If California offers protection from employer retaliation for individuals facing criminal allegations, several limitations should be considered in order to avoid imposing a heavy burden on employers. These would include limitations on employees who keep re-offending and the extent of the protection. Although the length of time it takes to adjudicate allegations often depends on the seriousness of the charge, many get resolved at the first scheduled hearing. If they do not get resolved, there is at least more valuable information for all parties to make further determinations. In addition, the legislature would need to determine what type of documentation would be provided to employers to excuse the accused. If witnesses have subpoenas and jurors have a jury duty summons to show to their employers, then it might be necessary to have a general and confidential court note that applies to all employees and demonstrates when the employee is required to attend to court.

This blog post serves to highlight a current dilemma in our criminal justice proceedings where individuals must choose between their responsibility with work and their responsibility with the court.

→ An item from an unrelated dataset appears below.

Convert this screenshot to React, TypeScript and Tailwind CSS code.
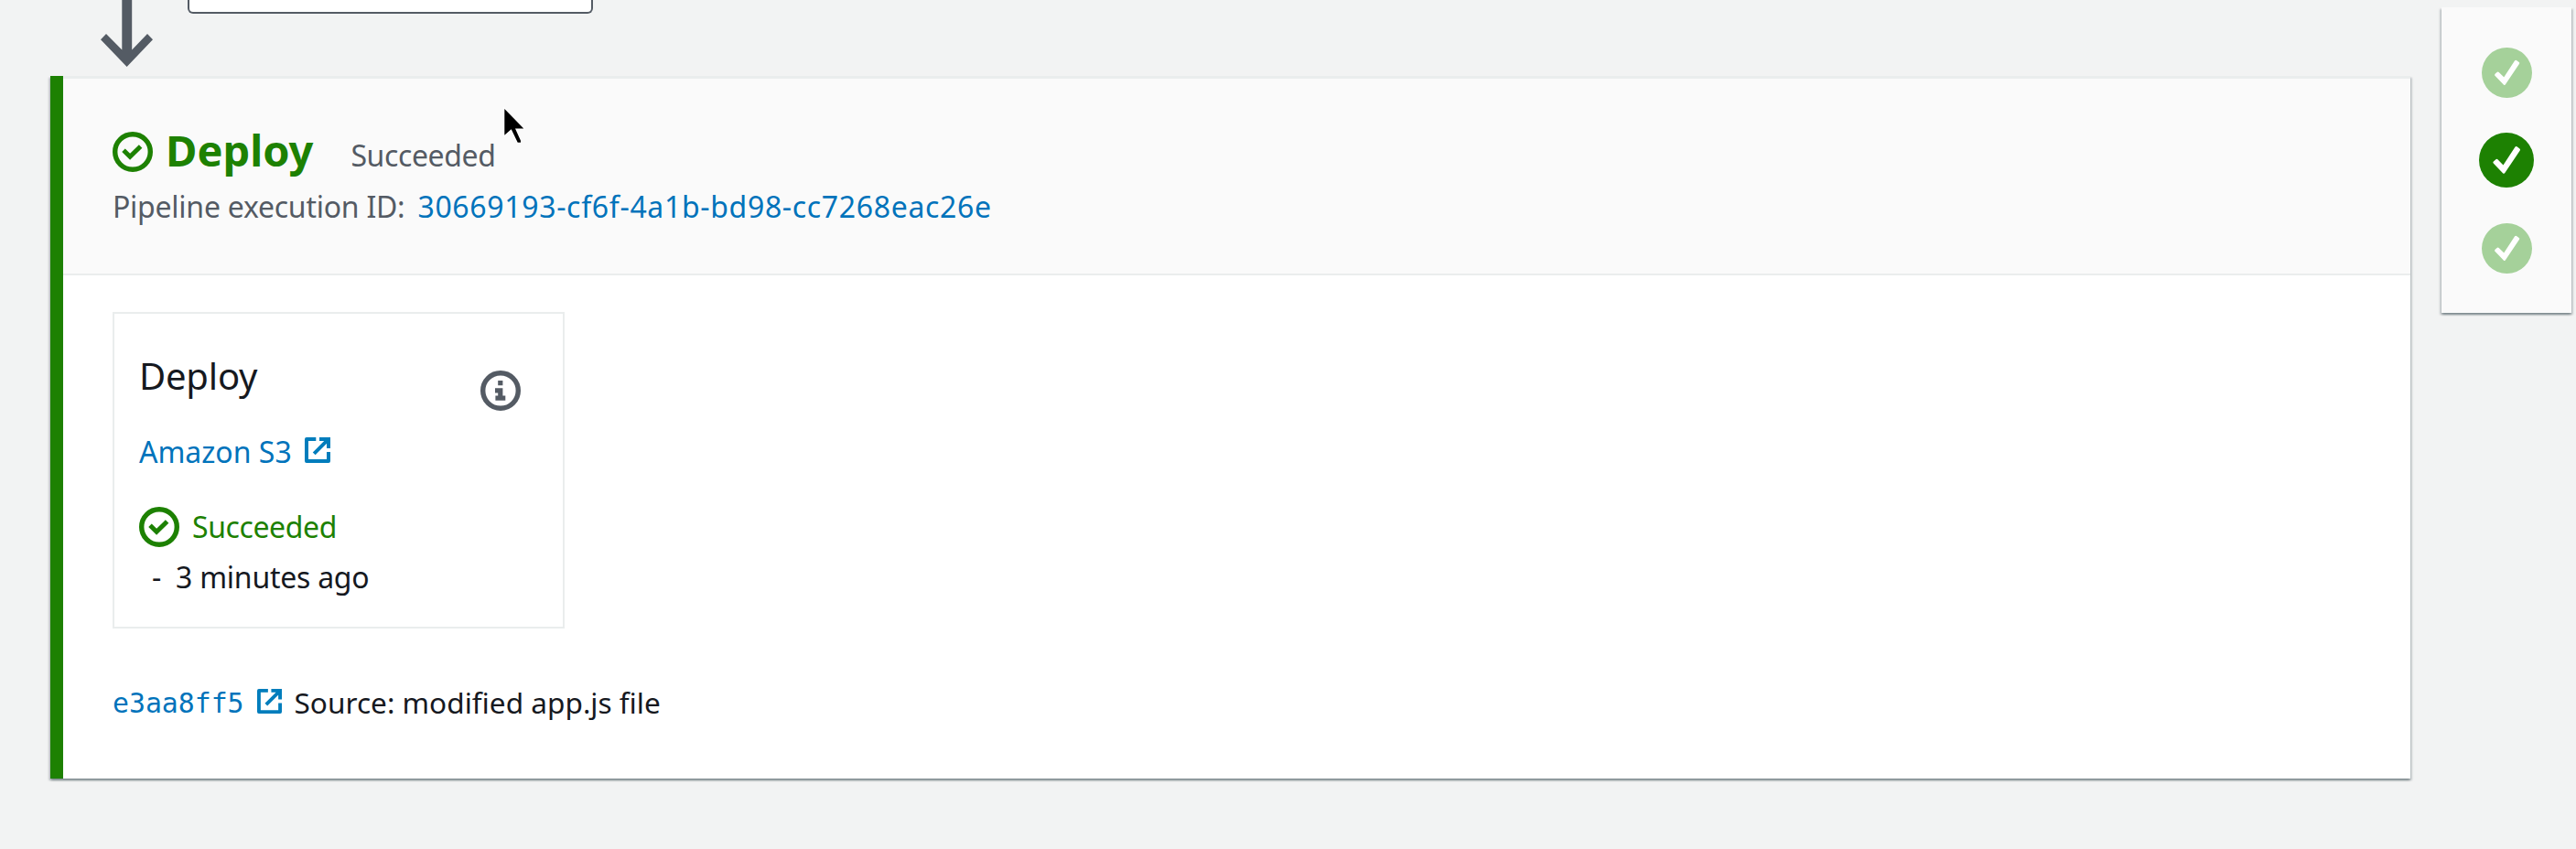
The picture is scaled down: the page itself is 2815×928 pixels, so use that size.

This post is also designed to begin a discussion that incorporates an economic and sociological approach to resolve this issue, such as legislation that would offer the same protection that all others who are mandated to attend court have. Further research is required to consider the best practices to implement such legislation. As our nation seeks criminal justice reform, one place to start is by facilitating the process whereby individuals facing criminal allegations can show up to court to present their defense or take accountability for their actions without putting their economic stability on the line.